> _To be done_
Restate the listing that follows word for word, without its pictures.

> _Given information_
%%
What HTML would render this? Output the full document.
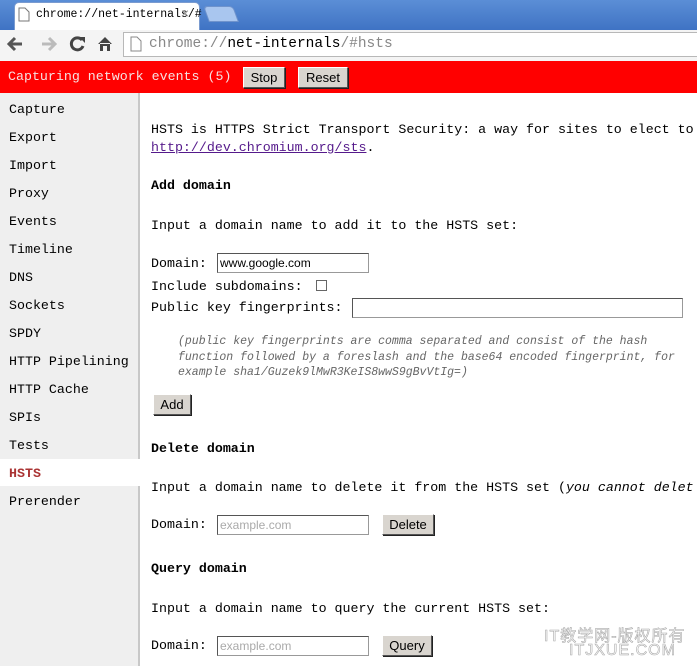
<!DOCTYPE html>
<html><head><style>
*{margin:0;padding:0;box-sizing:border-box}
body{width:697px;height:666px;overflow:hidden;position:relative;background:#fff;font-family:"Liberation Mono","Noto Sans CJK SC",monospace;font-size:13.3px;color:#000}
.a{position:absolute;white-space:nowrap}
.tabbar{position:absolute;left:0;top:0;width:697px;height:30px;background:linear-gradient(#5b8ed6,#3f73c4)}
.tab{position:absolute;left:14px;top:2px;width:186px;height:28px;background:#fff;border-radius:5px 5px 0 0;border:1px solid #7a9bd0;border-bottom:none}
.tab2{position:absolute;left:206px;top:6px;width:30px;height:16px;background:#a9c6ef;border-radius:4px 4px 0 0;border:1px solid #6f93cc;transform:skewX(20deg)}
.tool{position:absolute;left:0;top:30px;width:697px;height:31px;background:#f4f4f4}
.omni{position:absolute;left:123px;top:32px;width:580px;height:25px;border:1px solid #b8b8b8;background:#fff}
.red{position:absolute;left:0;top:61px;width:697px;height:32px;background:#ff0000}
.btn{position:absolute;background:#d9d5cf;border:1px solid;border-color:#fff #555 #555 #fff;font-family:"Liberation Sans",sans-serif;font-size:13px;text-align:center;line-height:19px;box-shadow:1px 1px 0 #222}
.side{position:absolute;left:0;top:93px;width:140px;height:573px;background:#efefef;border-right:2px solid #c8c8c8}
.inp{position:absolute;height:20px;border:1px solid #999;border-top-color:#555;border-left-color:#555;background:#fff;font-family:"Liberation Sans",sans-serif;font-size:12px;line-height:18px;padding-left:2px}
b{font-weight:bold}
.it{font-style:italic;color:#666;font-size:11.5px}
</style></head><body>
<div class="tabbar"></div>
<div class="tab"></div><div class="tab2"></div>
<svg class="a" style="left:18px;top:7px" width="12" height="15"><path d="M1 1h6l4 4v9H1z" fill="#fff" stroke="#777"/></svg>
<div class="a" style="left:36px;top:8px;font-size:11.5px">chrome://net-internals/#</div>
<div class="a" style="left:181px;top:5px;color:#999;font-family:'Liberation Sans';font-size:14px">×</div>
<div class="tool"></div>
<svg class="a" style="left:6px;top:34px" width="115" height="20">
<path d="M16 10H4M9 4L3 10l6 6" stroke="#555" stroke-width="3" fill="none"/>
<path d="M36 10h12M43 4l6 6-6 6" stroke="#bbb" stroke-width="3" fill="none"/>
<path d="M76 6a6 6 0 1 0 1 6" stroke="#444" stroke-width="3" fill="none"/><path d="M73 3l6 0 0 6z" fill="#444"/>
<path d="M92 10l7-7 7 7M94 9v8h3v-5h4v5h3v-8" fill="#444"/>
</svg>
<div class="omni"></div>
<svg class="a" style="left:130px;top:36px" width="12" height="16"><path d="M1 1h6l4 4v10H1z" fill="#fff" stroke="#888"/></svg>
<div class="a" style="left:149px;top:36px;font-size:14.5px;color:#888">chrome://<span style="color:#000">net-internals</span>/#hsts</div>
<div class="red"></div>
<div class="a" style="left:8px;top:69px;color:#f6e0e0">Capturing network events (5)</div>
<div class="btn" style="left:243px;top:67px;width:42px;height:21px">Stop</div>
<div class="btn" style="left:298px;top:67px;width:50px;height:21px">Reset</div>
<div class="side"></div>
<div class="a" style="left:0;top:459px;width:140px;height:27px;background:#fff"></div>
<div class="a" style="left:9px;top:96px;line-height:28px">Capture<br>Export<br>Import<br>Proxy<br>Events<br>Timeline<br>DNS<br>Sockets<br>SPDY<br>HTTP Pipelining<br>HTTP Cache<br>SPIs<br>Tests<br><b style="color:#a33">HSTS</b><br>Prerender</div>
<div class="a" style="left:151px;top:121px;line-height:18px">HSTS is HTTPS Strict Transport Security: a way for sites to elect to<br><span style="color:#551a8b;text-decoration:underline">http://dev.chromium.org/sts</span>.</div>
<div class="a" style="left:151px;top:178px"><b>Add domain</b></div>
<div class="a" style="left:151px;top:218px">Input a domain name to add it to the HSTS set:</div>
<div class="a" style="left:151px;top:256px">Domain:</div>
<div class="inp" style="left:217px;top:253px;width:152px">www.google.com</div>
<div class="a" style="left:151px;top:279px">Include subdomains:</div>
<div class="a" style="left:316px;top:280px;width:11px;height:11px;border:1px solid #666;background:#fff"></div>
<div class="a" style="left:151px;top:300px">Public key fingerprints:</div>
<div class="inp" style="left:352px;top:298px;width:331px"></div>
<div class="a it" style="left:178px;top:334px;line-height:15.5px">(public key fingerprints are comma separated and consist of the hash<br>function followed by a foreslash and the base64 encoded fingerprint, for<br>example sha1/Guzek9lMwR3KeIS8wwS9gBvVtIg=)</div>
<div class="btn" style="left:153px;top:394px;width:38px;height:21px">Add</div>
<div class="a" style="left:151px;top:441px"><b>Delete domain</b></div>
<div class="a" style="left:151px;top:480px">Input a domain name to delete it from the HSTS set (<i>you cannot delet</i></div>
<div class="a" style="left:151px;top:517px">Domain:</div>
<div class="inp" style="left:217px;top:515px;width:152px;color:#aaa">example.com</div>
<div class="btn" style="left:382px;top:514px;width:52px;height:21px">Delete</div>
<div class="a" style="left:151px;top:561px"><b>Query domain</b></div>
<div class="a" style="left:151px;top:601px">Input a domain name to query the current HSTS set:</div>
<div class="a" style="left:151px;top:638px">Domain:</div>
<div class="inp" style="left:217px;top:636px;width:152px;color:#aaa">example.com</div>
<div class="btn" style="left:382px;top:635px;width:50px;height:21px">Query</div>
<div class="a" style="left:544px;top:622px;font-family:'Liberation Sans','Noto Sans CJK SC',sans-serif;font-size:16px;color:#fff;-webkit-text-stroke:0.6px #aaa;letter-spacing:1px">IT教学网-版权所有</div>
<div class="a" style="left:569px;top:642px;font-family:'Liberation Sans',sans-serif;font-size:16px;color:#fff;-webkit-text-stroke:0.6px #aaa;letter-spacing:1px">ITJXUE.COM</div>
</body></html>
%%
> _Solved problem_
What HTML would render this? Output the full document.
<!DOCTYPE html>
<html><head><style>
*{margin:0;padding:0;box-sizing:border-box}
body{width:697px;height:666px;overflow:hidden;position:relative;background:#fff;font-family:"Liberation Mono","Noto Sans CJK SC",monospace;font-size:13.3px;color:#000}
.a{position:absolute;white-space:nowrap}
.tabbar{position:absolute;left:0;top:0;width:697px;height:30px;background:linear-gradient(#5b8ed6,#3f73c4)}
.tab{position:absolute;left:14px;top:2px;width:186px;height:28px;background:#fff;border-radius:5px 5px 0 0;border:1px solid #7a9bd0;border-bottom:none}
.tab2{position:absolute;left:206px;top:6px;width:30px;height:16px;background:#a9c6ef;border-radius:4px 4px 0 0;border:1px solid #6f93cc;transform:skewX(20deg)}
.tool{position:absolute;left:0;top:30px;width:697px;height:31px;background:#f4f4f4}
.omni{position:absolute;left:123px;top:32px;width:580px;height:25px;border:1px solid #b8b8b8;background:#fff}
.red{position:absolute;left:0;top:61px;width:697px;height:32px;background:#ff0000}
.btn{position:absolute;background:#d9d5cf;border:1px solid;border-color:#fff #555 #555 #fff;font-family:"Liberation Sans",sans-serif;font-size:13px;text-align:center;line-height:19px;box-shadow:1px 1px 0 #222}
.side{position:absolute;left:0;top:93px;width:140px;height:573px;background:#efefef;border-right:2px solid #c8c8c8}
.inp{position:absolute;height:20px;border:1px solid #999;border-top-color:#555;border-left-color:#555;background:#fff;font-family:"Liberation Sans",sans-serif;font-size:12px;line-height:18px;padding-left:2px}
b{font-weight:bold}
.it{font-style:italic;color:#666;font-size:11.5px}
</style></head><body>
<div class="tabbar"></div>
<div class="tab"></div><div class="tab2"></div>
<svg class="a" style="left:18px;top:7px" width="12" height="15"><path d="M1 1h6l4 4v9H1z" fill="#fff" stroke="#777"/></svg>
<div class="a" style="left:36px;top:8px;font-size:11.5px">chrome://net-internals/#</div>
<div class="a" style="left:181px;top:5px;color:#999;font-family:'Liberation Sans';font-size:14px">×</div>
<div class="tool"></div>
<svg class="a" style="left:6px;top:34px" width="115" height="20">
<path d="M16 10H4M9 4L3 10l6 6" stroke="#555" stroke-width="3" fill="none"/>
<path d="M36 10h12M43 4l6 6-6 6" stroke="#bbb" stroke-width="3" fill="none"/>
<path d="M76 6a6 6 0 1 0 1 6" stroke="#444" stroke-width="3" fill="none"/><path d="M73 3l6 0 0 6z" fill="#444"/>
<path d="M92 10l7-7 7 7M94 9v8h3v-5h4v5h3v-8" fill="#444"/>
</svg>
<div class="omni"></div>
<svg class="a" style="left:130px;top:36px" width="12" height="16"><path d="M1 1h6l4 4v10H1z" fill="#fff" stroke="#888"/></svg>
<div class="a" style="left:149px;top:36px;font-size:14.5px;color:#888">chrome://<span style="color:#000">net-internals</span>/#hsts</div>
<div class="red"></div>
<div class="a" style="left:8px;top:69px;color:#f6e0e0">Capturing network events (5)</div>
<div class="btn" style="left:243px;top:67px;width:42px;height:21px">Stop</div>
<div class="btn" style="left:298px;top:67px;width:50px;height:21px">Reset</div>
<div class="side"></div>
<div class="a" style="left:0;top:459px;width:140px;height:27px;background:#fff"></div>
<div class="a" style="left:9px;top:96px;line-height:28px">Capture<br>Export<br>Import<br>Proxy<br>Events<br>Timeline<br>DNS<br>Sockets<br>SPDY<br>HTTP Pipelining<br>HTTP Cache<br>SPIs<br>Tests<br><b style="color:#a33">HSTS</b><br>Prerender</div>
<div class="a" style="left:151px;top:121px;line-height:18px">HSTS is HTTPS Strict Transport Security: a way for sites to elect to<br><span style="color:#551a8b;text-decoration:underline">http://dev.chromium.org/sts</span>.</div>
<div class="a" style="left:151px;top:178px"><b>Add domain</b></div>
<div class="a" style="left:151px;top:218px">Input a domain name to add it to the HSTS set:</div>
<div class="a" style="left:151px;top:256px">Domain:</div>
<div class="inp" style="left:217px;top:253px;width:152px">www.google.com</div>
<div class="a" style="left:151px;top:279px">Include subdomains:</div>
<div class="a" style="left:316px;top:280px;width:11px;height:11px;border:1px solid #666;background:#fff"></div>
<div class="a" style="left:151px;top:300px">Public key fingerprints:</div>
<div class="inp" style="left:352px;top:298px;width:331px"></div>
<div class="a it" style="left:178px;top:334px;line-height:15.5px">(public key fingerprints are comma separated and consist of the hash<br>function followed by a foreslash and the base64 encoded fingerprint, for<br>example sha1/Guzek9lMwR3KeIS8wwS9gBvVtIg=)</div>
<div class="btn" style="left:153px;top:394px;width:38px;height:21px">Add</div>
<div class="a" style="left:151px;top:441px"><b>Delete domain</b></div>
<div class="a" style="left:151px;top:480px">Input a domain name to delete it from the HSTS set (<i>you cannot delet</i></div>
<div class="a" style="left:151px;top:517px">Domain:</div>
<div class="inp" style="left:217px;top:515px;width:152px;color:#aaa">example.com</div>
<div class="btn" style="left:382px;top:514px;width:52px;height:21px">Delete</div>
<div class="a" style="left:151px;top:561px"><b>Query domain</b></div>
<div class="a" style="left:151px;top:601px">Input a domain name to query the current HSTS set:</div>
<div class="a" style="left:151px;top:638px">Domain:</div>
<div class="inp" style="left:217px;top:636px;width:152px;color:#aaa">example.com</div>
<div class="btn" style="left:382px;top:635px;width:50px;height:21px">Query</div>
<div class="a" style="left:544px;top:622px;font-family:'Liberation Sans','Noto Sans CJK SC',sans-serif;font-size:16px;color:#fff;-webkit-text-stroke:0.6px #aaa;letter-spacing:1px">IT教学网-版权所有</div>
<div class="a" style="left:569px;top:642px;font-family:'Liberation Sans',sans-serif;font-size:16px;color:#fff;-webkit-text-stroke:0.6px #aaa;letter-spacing:1px">ITJXUE.COM</div>
</body></html>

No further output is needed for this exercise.